'Flora and Son' review: John Carney creates a movie you'll want to hold close
An Irish musical that makes you feel better about life, love and yourself.
An Irish musical that makes you feel better about life, love and yourself. Who needs that? If you're smart, you'll get past your wet-blanket skepticism and take a chance on the scrappy joys of "Flora and Son," now in theaters in advance of its Sept. 29 streaming debut on Apple TV+.
Kudos to writer-director John Carney, who had a 2007 breakthrough with "Once," a bittersweet musical romance whose stirring ballad, "Falling Slowly," took home the Oscar for Best Song. Like "Once," "Flora and Son" brims over with small pleasures that pay major dividends.
In 2014's "Begin Again," Dubliner Carney -- he slapped bass for The Frames until 1993 -- replayed his winning "Once" hand with a bigger budget and bigger stars (Keira Knightley and Mark Ruffalo). In 2016's "Sing Street," Carney traced his own young life in a 1980s New Wave band.
"Flora and Son" is Carney's first film in seven years and it's well worth the wait. It's a love story between hard-partying single mom Flora (Eve Hewson) and Max (a fine, feisty Orén Kinlan), her rebellious, thieving 14-year old son who thinks she does everything wrong, including leaving Max's dad (Jack Reynor) and filling their cramped flat with spilled ashtrays and wine bottles.
Let's pause here to praise Hewson ("Bad Sisters") whose acting runs a gamut of emotions crafted to take a piece out of you. That she does.
A setup for a soap opera? Nah. Carney is too hard-nosed for easy tearjerking. He never goes soft. And he knows in his bones how music can seep into our lives and help define them. Detractors say that Carney keeps making the same movie. I'd call it variations on a theme, a technique widely practiced by widely praised composers and filmmakers.
The plot hinges on Flora finding an acoustic guitar in the trash and trying to interest Max in lessons as a therapeutic catalyst for bonding. He refuses. So she takes them herself over Zoom with Jeff (Joseph Gordon-Levitt), a failed musician giving tutorials from Los Angeles.
They chat about music. He sends her a video of a young Joni Mitchell singing "Both Sides Now" (excellent choice) and some of his own rough-around-the-edges compositions. They play and sing original songs written by Carney and Gary Clark, who collaborated on "Sing Street."
Their voices are a sweet surprise. Gordon-Levitt filters his engaging performance with just the right notes of passion and regret. And Hewson, with music in her DNA as the daughter of U2 frontman Bono, refrains from showing off to use harmony and its absence as a means to define character. Their duet to "Meet in the Middle" is a keeper. Listen up, Oscar.
The video hookup between Flora and Jeff would seem like an amorous dead end, but Carney cleverly brings them together through camera witchcraft that puts them in the same room or in a park or on a rooftop.

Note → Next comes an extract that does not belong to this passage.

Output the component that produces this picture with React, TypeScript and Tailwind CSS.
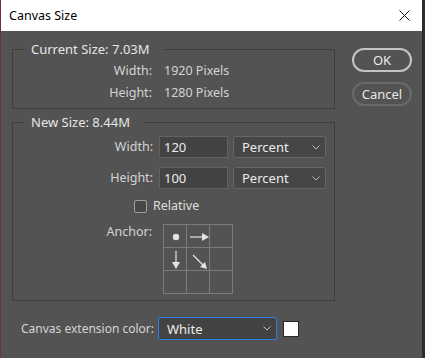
import { ReactNode } from "react";

const font = "font-['Noto_Sans',sans-serif]";

function Chevron() {
  return (
    <svg width="8" height="5" viewBox="0 0 8 5" className="shrink-0">
      <path d="M0.5 0.5L4 4L7.5 0.5" fill="none" stroke="#bdbdbd" strokeWidth="1" />
    </svg>
  );
}

function Select({
  value,
  className,
}: {
  value: string;
  className: string;
}) {
  return (
    <div
      className={`flex items-center justify-between pl-[8px] pr-[5px] text-[13px] text-[#ececec] ${className}`}
    >
      <span>{value}</span>
      <Chevron />
    </div>
  );
}

function Group({ legend, children }: { legend: string; children: ReactNode }) {
  return (
    <fieldset className="border border-[#3d3d3d]">
      <legend className="ml-[10px] pl-[8px] pr-[14px] text-[13px] leading-[16px] text-[#e6e6e6]">
        {legend}
      </legend>
      {children}
    </fieldset>
  );
}

function InfoRow({ label, value }: { label: string; value: string }) {
  return (
    <div className="flex items-center h-[22px]">
      <span className="w-[139px] text-right text-[#d4d4d4]">{label}</span>
      <span className="ml-[12px] text-[#d4d4d4]">{value}</span>
    </div>
  );
}

function SizeRow({ label, value }: { label: string; value: string }) {
  return (
    <div className="flex items-center">
      <span className="w-[140px] text-right text-[#d4d4d4]">{label}</span>
      <div className="ml-[6px] w-[69px] h-[22px] bg-[#434343] border border-[#626262] pl-[4px] flex items-center text-[13px] text-[#ececec]">
        {value}
      </div>
      <Select
        value="Percent"
        className="ml-[5px] w-[93px] h-[22px] bg-[#464646] border border-[#666666] rounded-[3px]"
      />
    </div>
  );
}

function AnchorGrid() {
  const cells = Array.from({ length: 9 });
  return (
    <div className="relative grid grid-cols-3 w-[70px] h-[70px] border-l border-t border-[#7c7c7c]">
      {cells.map((_, i) => (
        <div key={i} className="border-r border-b border-[#7c7c7c]" />
      ))}
      <svg
        width="70"
        height="70"
        viewBox="0 0 70 70"
        className="absolute left-0 top-0 pointer-events-none"
      >
        <circle cx="12" cy="12" r="3.2" fill="#e4e4e4" />
        <line x1="26" y1="12" x2="40" y2="12" stroke="#e4e4e4" strokeWidth="1.2" />
        <path d="M38 8L45 12L38 16Z" fill="#e4e4e4" />
        <line x1="12" y1="26" x2="12" y2="39" stroke="#e4e4e4" strokeWidth="1.2" />
        <path d="M8 37L12 44L16 37Z" fill="#e4e4e4" />
        <line x1="29" y1="30" x2="39" y2="40" stroke="#e4e4e4" strokeWidth="1.2" />
        <path d="M36 42L43 44L41 37Z" fill="#e4e4e4" />
      </svg>
    </div>
  );
}

export default function App() {
  return (
    <div className={`w-[425px] h-[358px] flex bg-[#2e2e2e] ${font} text-[12.5px] leading-[16px]`}>
      <div className="w-px bg-[#7a2b3e]" />
      <div className="w-[421px] flex flex-col bg-[#535353]">
        <div className="h-[31px] shrink-0 bg-white flex items-center justify-between pl-[8px] pr-[12px]">
          <span className="text-[12.5px] text-black">Canvas Size</span>
          <svg width="11" height="11" viewBox="0 0 11 11">
            <path d="M0.5 0.5L10.5 10.5M10.5 0.5L0.5 10.5" stroke="#111" strokeWidth="1" />
          </svg>
        </div>

        <div className="flex pl-[11px] pt-[10px]">
          <div className="w-[323px] flex flex-col">
            <Group legend="Current Size: 7.03M">
              <div className="pt-[3px] pb-[4px]">
                <InfoRow label="Width:" value="1920 Pixels" />
                <InfoRow label="Height:" value="1280 Pixels" />
              </div>
            </Group>

            <div className="mt-[5px]">
              <Group legend="New Size: 8.44M">
                <div className="pt-[6px] pb-[6px] flex flex-col">
                  <SizeRow label="Width:" value="120" />
                  <div className="mt-[9px]">
                    <SizeRow label="Height:" value="100" />
                  </div>
                  <div className="mt-[9px] flex items-center h-[16px]">
                    <div className="ml-[121px] w-[13px] h-[13px] rounded-[2px] border border-[#a0a0a0] bg-[#474747]" />
                    <span className="ml-[6px] text-[#dedede]">Relative</span>
                  </div>
                  <div className="mt-[10px] flex items-start">
                    <span className="w-[139px] text-right text-[#d4d4d4]">Anchor:</span>
                    <div className="ml-[11px]">
                      <AnchorGrid />
                    </div>
                  </div>
                </div>
              </Group>
            </div>

            <div className="mt-[16px] flex items-center">
              <span className="w-[146px] shrink-0 whitespace-nowrap pl-[9px] text-[12px] text-[#d4d4d4]">
                Canvas extension color:
              </span>
              <Select
                value="White"
                className="w-[119px] h-[23px] shrink-0 bg-[#434343] border border-[#2f7fe3] rounded-[2px]"
              />
              <div className="ml-[6px] w-[16px] h-[16px] shrink-0 bg-white border border-[#2a2a2a]" />
            </div>
          </div>

          <div className="ml-[17px] mt-[7px] flex flex-col">
            <button className="w-[60px] h-[24px] rounded-full border-2 border-[#c4c4c4] text-[13px] text-[#ececec]">
              OK
            </button>
            <button className="mt-[10px] w-[60px] h-[24px] rounded-full border-2 border-[#6a6a6a] text-[13px] text-[#e6e6e6]">
              Cancel
            </button>
          </div>
        </div>
      </div>
    </div>
  );
}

That kind of magic is as old as musicals themselves, but Carney makes it swooningly timeless, an irresistible blend of wicked and wistful.
Still, "Flora and Son," like the title, is about the connection between a mother and troubled kid who uses his own method (dance tracks) to get on Flora's wavelength, bringing conflicting emotions together by saying it with music ("High Life," "Dublin 07"). Blending the hip and the heartfelt, the tough and the tender, Carney creates a movie you'll want to hold close.